Very healthy office take-up of over 800,000 sq ft for the first half of 2014 in Manchester city centre currently grabs all of the headlines and we are being constantly reminded of a shortage in supply of brand new, “Grade A” specification office space in the city centre.
Whilst, the upsurge in take-up is a clear indicator of an improving office market, fuelled by a strengthening economy the intense demand for regional offices from institutional investors is more a result of a lack of returns in the over-heated London/South east market, rather than a seismic shift in the occupational market.
The lack of Grade A supply is being used as justification by many agents to convince developers to commence speculative construction of offices schemes – and so it starts again. It only takes a few to jump on the bandwagon and, before we know it, there is an over-supply of space. The best schemes (in terms of location, design and specification) always succeed but their success can often be tempered by competition from less well conceived developments.

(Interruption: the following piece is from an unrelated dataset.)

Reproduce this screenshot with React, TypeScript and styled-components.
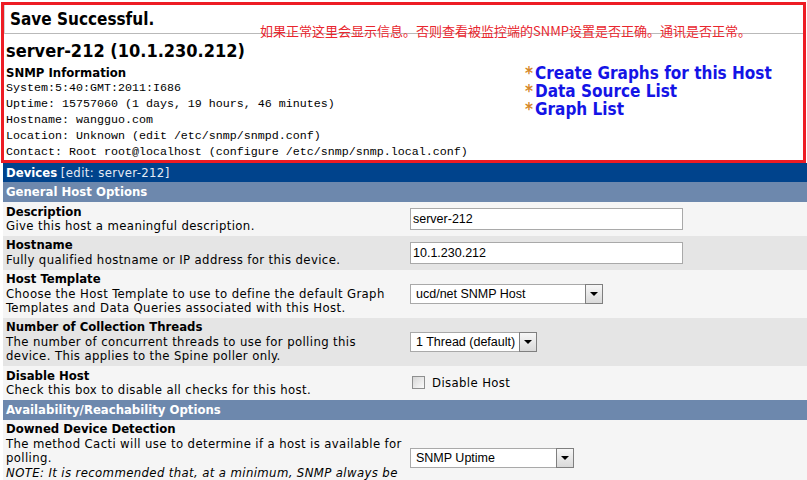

One St Peter’s Square is the only new Grade A office scheme currently under construction and still offers c. 200,000 sq ft of vacant office space, that cannot be let to a “big 4” accountancy firm due to the presence of KPMG. Developers are mulling over speculative development of another c. 600,000 sq ft of new offices, so we could have c. 800,000 sq ft available in 2 years. Granted, there is every chance that some of this supply will be absorbed during that period, but as many of the large professional and financial firms already in Manchester have moved within the last 10 years, there is only so much more “shuffling of the pack” possible.
In the meantime, there is an opportunity for the better quality “grade B+” office buildings to take advantage of a paucity of Grade A supply.
The confirmed move of KPMG to One St Peter’s Square will make available a large chunk of c. 60,000 sq ft at their existing building – 1 St James’ Square. This will no doubt be refurbished & upgraded to provide good quality “grade B+” space. Mooted moves of PWC, DLA and/or Ernst & Young will have a similar result at Barbirolli Square.
As with new office space, the better quality refurbished space will have little difficulty in re-letting, but this is not a “given”. Care has to be taken over the style, quality and cost of refurbishment proposals.
Landlords of Grade B+ buildings need to take care over refurbishment proposals. In many cases, it is not just a case of looking at figures in a spreadsheet/appraisal and trying to make the numbers work. Of course this is important, but landlords need to look beyond this at what they are actually providing compared with what the market wants.
The office market is continually evolving in terms of the make-up of occupiers, the technology of office space, the lease terms required by tenants and how office space is actually used however, fundamentally, offices are still places for human beings to work in. It is not simply a case of spending “x” to get a rent of “y”. The accommodation needs to be appraised in terms of strengths and weaknesses and the refurbishment scheme needs to take these factors into account. Good design is vital. It is very tempting to save money on design fees, but, in the long term this could prove even more costly if a building takes longer to let.
The trick is to differentiate the accommodation against the competition. In doing so, the building will compete more on product and less on the financial deal. The most important part of the building in this respect is the main entrance – the first impression to visitors. Lettings are won and lost in this moment and this is where most design thought needs to go. Get the main entrance scheme right and you immediately gain the attention of prospective tenants. Good examples of this in Manchester City Centre include 19 Spring Gardens, St Ann’s House, 52 Princess Street and Clarence House.
There are other ways of differentiating a building. Even on the higher rental value buildings, there is always room for a little “quirkiness”. Interesting detail grabs occupiers’ attention and plants the building firmly in the positive memory bank, whilst unimaginative designs are quickly forgotten. When tenants are viewing dozens of options, product differentiation is critical. Good examples include Bruntwood’s Roof Garden at Blackfriars House, the exhibition space at 52 Princess Street and the swings in the reception of 54 Princess Street. It doesn’t have to be in the refurbishment design itself. Having the right person on the front desk makes all the difference. A polite, professional and welcoming Concierge is far better than a bored, grumpy security guard!
Those landlords who give the market what it wants will reap the rewards. It is not necessarily a case of spending more money on refurbishment – rather spending it in the right areas to create the right effect. Many landlords still work on the outdated model of spending as little as possible on refurbishment, whilst trying to get the maximum rent possible. On many occasions, these sums just don’t add up.
The office market is strengthening and the opportunity now exists for smart landlords to capitalise.